The Constitution does not define "religion," nor limit. "the free exercise thereof." But "religion" must, at all events, include all branches of the Christian Church which then existed in the various States, with their creeds, forms of government, worship, and discipline. They are all excluded from becoming a state-religion, but all can practise and enjoy" free exercise." This is much more than freedom of religious opinions; for this exists everywhere, even under the most despotic governments, and is beyond the reach of law, which deals only with overt actions. Freedom of exercise includes public worship, acts of discipline, and every legitimate manifestation of religion.

The spirit and disposition of our government allow the widest latitude to this free exercise that is at all consistent with public safety. Hence even irreligion and infidelity have free play and scatter their poison wide and far by word and pen. The prevailing sentiment is, that error may safely be tolerated where truth is free to combat it. Truth is mighty and must prevail in the end. Its triumph is all the more sure and lasting if it is brought about by its own merits, unaided by material force.

But there must be some boundary to religious, as to all other liberty, when it assumes an organized shape or manifests itself in public acts. Liberty is not lawlessness and licentiousness. No man has the liberty to do wrong, or to injure his neighbor, or to endanger the public peace and welfare. Liberty, in the nature of the case, is limited by the supreme law of self-preservation, which inheres in a commonwealth as well as in an individual; and by the golden rule of loving our neighbor as ourselves. My neighbor's liberty is as sacred as mine, and I dare not encroach upon it. Religious liberty may be abused as well as the liberty of speech and of the press, or any other liberty; and all abuses are punishable by law if they violate the rights of others. A religion which injures public morals and enjoins.

criminal practices is a public nuisance, and must be treated

as such.

So far religious liberty in America has moved within the bounds of Christian civilization and public morality, and it is not likely to transgress those bounds.

The first and so far the only case in which the government was forced to define the limits of religious liberty was the case of Mormon polygamy in Utah, which is sanctioned by the Mormon religion, but which is utterly opposed to Western, as distinct from Oriental, civilization. The Congress of the United States prohibited polygamy by law (1862).' The Supreme Court sustained the prohibition as constitutional and valid, and within the legislative power of Congress which has exclusive control over the Territories. In the decision, delivered October, 1878, Chief-Justice Morrison R. Waite thus defines the bounds of the religious liberty guaranteed by the Constitution: "

"Laws are made for the government of actions, and while they cannot interfere with mere religious belief and opinions, they may with practices. Suppose one believed that human sacrifices were a necessary part of religious worship, would

1 Section 5352 of the Revised Statutes: "Every person having a husband or wife living, who marries another, whether married or single, in a Territory or other place over which the United States have exclusive jurisdiction, is guilty of bigamy, and shall be punished by a fine of not more than $500, and by imprisonment for a term of not more than five years.”
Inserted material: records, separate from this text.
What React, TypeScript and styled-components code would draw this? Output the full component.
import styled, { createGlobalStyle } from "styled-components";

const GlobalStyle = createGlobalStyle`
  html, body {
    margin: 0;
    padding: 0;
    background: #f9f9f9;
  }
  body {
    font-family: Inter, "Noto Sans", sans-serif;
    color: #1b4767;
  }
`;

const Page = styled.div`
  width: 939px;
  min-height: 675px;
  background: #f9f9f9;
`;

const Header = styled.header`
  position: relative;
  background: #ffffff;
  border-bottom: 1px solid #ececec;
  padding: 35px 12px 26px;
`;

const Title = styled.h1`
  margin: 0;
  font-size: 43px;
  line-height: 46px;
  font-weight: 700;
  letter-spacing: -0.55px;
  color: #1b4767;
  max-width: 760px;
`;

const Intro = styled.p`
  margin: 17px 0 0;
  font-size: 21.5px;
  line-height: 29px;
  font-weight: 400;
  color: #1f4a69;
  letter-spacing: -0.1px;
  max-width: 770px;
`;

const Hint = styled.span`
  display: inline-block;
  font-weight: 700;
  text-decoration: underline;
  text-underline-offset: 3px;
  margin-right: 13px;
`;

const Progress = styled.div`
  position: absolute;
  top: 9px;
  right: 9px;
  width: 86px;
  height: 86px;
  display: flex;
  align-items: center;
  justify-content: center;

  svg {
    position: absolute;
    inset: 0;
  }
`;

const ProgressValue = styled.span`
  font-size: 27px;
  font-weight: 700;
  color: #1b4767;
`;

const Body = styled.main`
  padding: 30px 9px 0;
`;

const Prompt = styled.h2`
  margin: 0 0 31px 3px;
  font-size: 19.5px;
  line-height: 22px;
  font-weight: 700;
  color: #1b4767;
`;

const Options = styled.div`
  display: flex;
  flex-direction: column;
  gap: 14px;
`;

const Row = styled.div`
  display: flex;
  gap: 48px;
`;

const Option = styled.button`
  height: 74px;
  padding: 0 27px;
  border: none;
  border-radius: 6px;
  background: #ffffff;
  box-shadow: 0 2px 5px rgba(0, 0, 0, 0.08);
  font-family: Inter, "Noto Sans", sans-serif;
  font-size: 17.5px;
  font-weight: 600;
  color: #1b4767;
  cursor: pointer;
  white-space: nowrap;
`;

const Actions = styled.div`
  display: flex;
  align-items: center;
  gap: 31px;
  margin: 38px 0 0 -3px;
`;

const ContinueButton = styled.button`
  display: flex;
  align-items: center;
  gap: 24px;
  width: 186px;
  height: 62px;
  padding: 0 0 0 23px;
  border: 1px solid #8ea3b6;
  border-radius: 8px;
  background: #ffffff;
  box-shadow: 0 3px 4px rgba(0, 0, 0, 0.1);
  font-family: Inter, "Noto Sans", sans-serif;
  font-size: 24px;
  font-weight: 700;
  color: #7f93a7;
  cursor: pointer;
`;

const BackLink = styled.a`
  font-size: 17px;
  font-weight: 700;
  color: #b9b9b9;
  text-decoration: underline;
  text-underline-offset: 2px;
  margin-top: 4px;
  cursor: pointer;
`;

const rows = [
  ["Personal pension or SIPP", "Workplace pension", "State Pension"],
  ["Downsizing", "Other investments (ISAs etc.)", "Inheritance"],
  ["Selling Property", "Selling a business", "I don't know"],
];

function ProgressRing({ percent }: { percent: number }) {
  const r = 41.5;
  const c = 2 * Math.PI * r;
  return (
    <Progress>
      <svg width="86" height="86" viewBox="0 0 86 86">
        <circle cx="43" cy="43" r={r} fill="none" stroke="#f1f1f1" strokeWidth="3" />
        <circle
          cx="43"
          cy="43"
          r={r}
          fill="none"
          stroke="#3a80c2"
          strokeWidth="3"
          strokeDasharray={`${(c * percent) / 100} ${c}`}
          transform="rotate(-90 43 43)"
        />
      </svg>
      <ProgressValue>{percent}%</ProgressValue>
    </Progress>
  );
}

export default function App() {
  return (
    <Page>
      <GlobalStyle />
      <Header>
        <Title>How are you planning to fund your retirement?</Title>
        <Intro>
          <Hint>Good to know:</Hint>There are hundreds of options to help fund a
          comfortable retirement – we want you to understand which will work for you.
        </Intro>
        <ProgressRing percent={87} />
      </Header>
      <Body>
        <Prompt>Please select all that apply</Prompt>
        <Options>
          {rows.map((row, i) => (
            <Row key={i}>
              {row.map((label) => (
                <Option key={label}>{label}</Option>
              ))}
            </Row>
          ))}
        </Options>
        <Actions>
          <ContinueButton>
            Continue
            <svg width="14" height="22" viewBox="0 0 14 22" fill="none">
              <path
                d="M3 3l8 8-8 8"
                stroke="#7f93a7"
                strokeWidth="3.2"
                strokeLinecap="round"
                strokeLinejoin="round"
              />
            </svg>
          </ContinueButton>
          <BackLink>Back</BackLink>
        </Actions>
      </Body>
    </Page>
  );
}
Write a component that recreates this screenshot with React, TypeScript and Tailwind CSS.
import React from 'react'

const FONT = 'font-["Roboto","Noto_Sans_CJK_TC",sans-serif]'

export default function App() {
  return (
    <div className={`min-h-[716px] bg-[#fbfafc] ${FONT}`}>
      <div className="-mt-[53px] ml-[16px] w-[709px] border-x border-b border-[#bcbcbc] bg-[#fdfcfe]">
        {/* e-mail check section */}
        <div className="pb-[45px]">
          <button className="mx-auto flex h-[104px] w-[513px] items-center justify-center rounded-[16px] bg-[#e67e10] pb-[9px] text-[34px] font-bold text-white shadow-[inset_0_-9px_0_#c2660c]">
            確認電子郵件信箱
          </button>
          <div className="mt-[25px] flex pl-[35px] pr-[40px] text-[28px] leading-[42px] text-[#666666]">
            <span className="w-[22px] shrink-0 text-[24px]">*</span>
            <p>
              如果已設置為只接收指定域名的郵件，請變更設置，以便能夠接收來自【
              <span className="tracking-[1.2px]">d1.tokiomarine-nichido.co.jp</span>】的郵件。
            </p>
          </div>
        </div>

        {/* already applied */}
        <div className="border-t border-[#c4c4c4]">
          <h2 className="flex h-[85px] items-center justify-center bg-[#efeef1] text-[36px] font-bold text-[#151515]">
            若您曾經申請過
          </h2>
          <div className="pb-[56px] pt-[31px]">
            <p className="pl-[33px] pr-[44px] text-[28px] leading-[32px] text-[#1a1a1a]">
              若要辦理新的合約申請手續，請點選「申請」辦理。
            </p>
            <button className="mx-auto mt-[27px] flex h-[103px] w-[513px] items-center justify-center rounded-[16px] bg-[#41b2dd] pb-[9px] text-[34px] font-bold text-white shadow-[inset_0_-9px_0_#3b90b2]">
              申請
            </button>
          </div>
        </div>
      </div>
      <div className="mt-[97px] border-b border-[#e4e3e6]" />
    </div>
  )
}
Reynolds vs. the United States, vol. 98, U. S. Supreme Court Reports, p. 166 sqq. The plaintiff, George Reynolds, was charged with bigamy, and "proved that at the time of his alleged second marriage he was a member of the Church of Jesus Christ of Latter-Day Saints, commonly called the Mormon Church, and a believer in its doctrines; that it was an accepted doctrine of that church, that it was the duty of male members of said church, circumstances permitting, to practise polygamy; . . . that this duty was enjoined by different books which the members of said church believed to be of divine origin, and among others the Holy Bible, and also that the members of the church believed that the practice of polygamy was directly enjoined upon the male members thereof by the Almighty God, in a revelation to Joseph Smith, the founder and prophet of said church; that the failing or refusing to practise polygamy by such male members of said church, when circumstances would admit, would be punished, and that the penalty for such failure and refusal would be damnation in the life to come." (P. 161.)

it be seriously contended that the civil government under which he lived could not interfere to prevent a sacrifice? Or if a wife religiously believed it was her duty to burn herself upon the funeral pile of her dead husband, would it be beyond the power of the civil government to prevent her carrying her belief into practice?
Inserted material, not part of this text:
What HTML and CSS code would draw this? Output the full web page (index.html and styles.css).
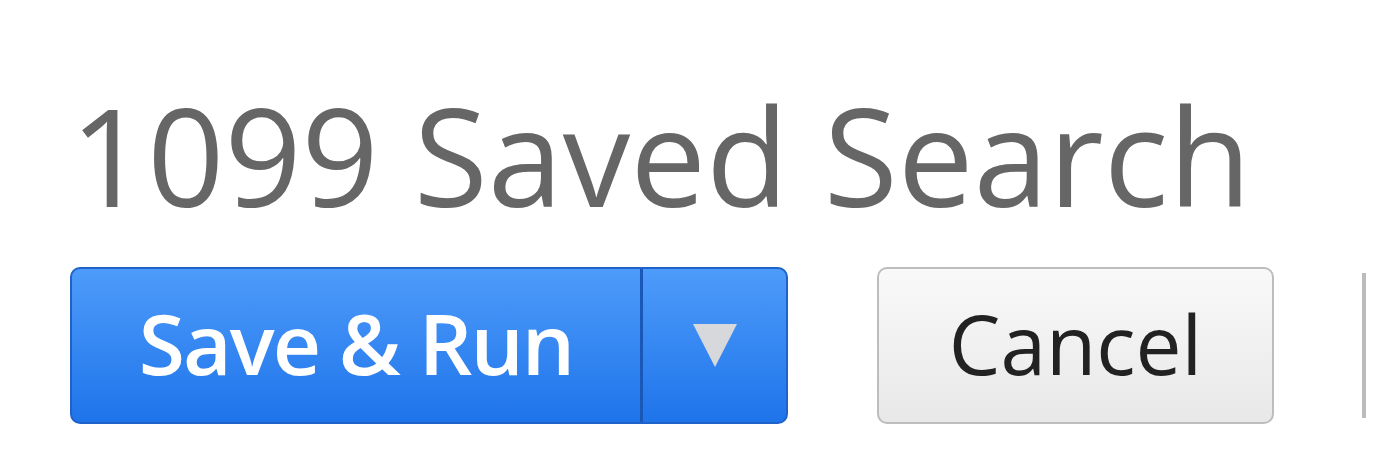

"So here, as a law of the organization of society under the exclusive dominion of the United States, it is provided that plural marriages shall not be allowed. Can a man exercise his practices to the contrary because of his religious belief? To permit this would be to make the professed doctrines of religious belief superior to the law of the land, and in effect to permit every citizen to become a law unto himself. Government could exist only in name under such circumstances."

This decision is of the greatest importance. It would strictly exclude from toleration also the public exercise of Mohammedanism which sanctions polygamy, and of such heathen religions as sanction human sacrifices.

The popular hostility to the Chinese in California, and the congressional restriction of Chinese immigration, are partly due to American intolerance of the heathen customs and practices of that remarkable people, who, by their industry and skill, have largely contributed to the development of the material wealth of the Pacific States, and deserve a better treatment than they have received.

How far the United States government may go hereafter in the limitations of religious liberty depends upon the course of public opinion, which frames and interprets the laws in a free country.

The constitutions of the individual States, which guarantee religious liberty, generally guard it against abuse, and expressly declare that "the liberty of conscience hereby secured shall not be so construed as to excuse acts of licentiousness, or justify practices inconsistent with the peace and safety of the State."'

So the constitutions of New York, Illinois, California, and other States.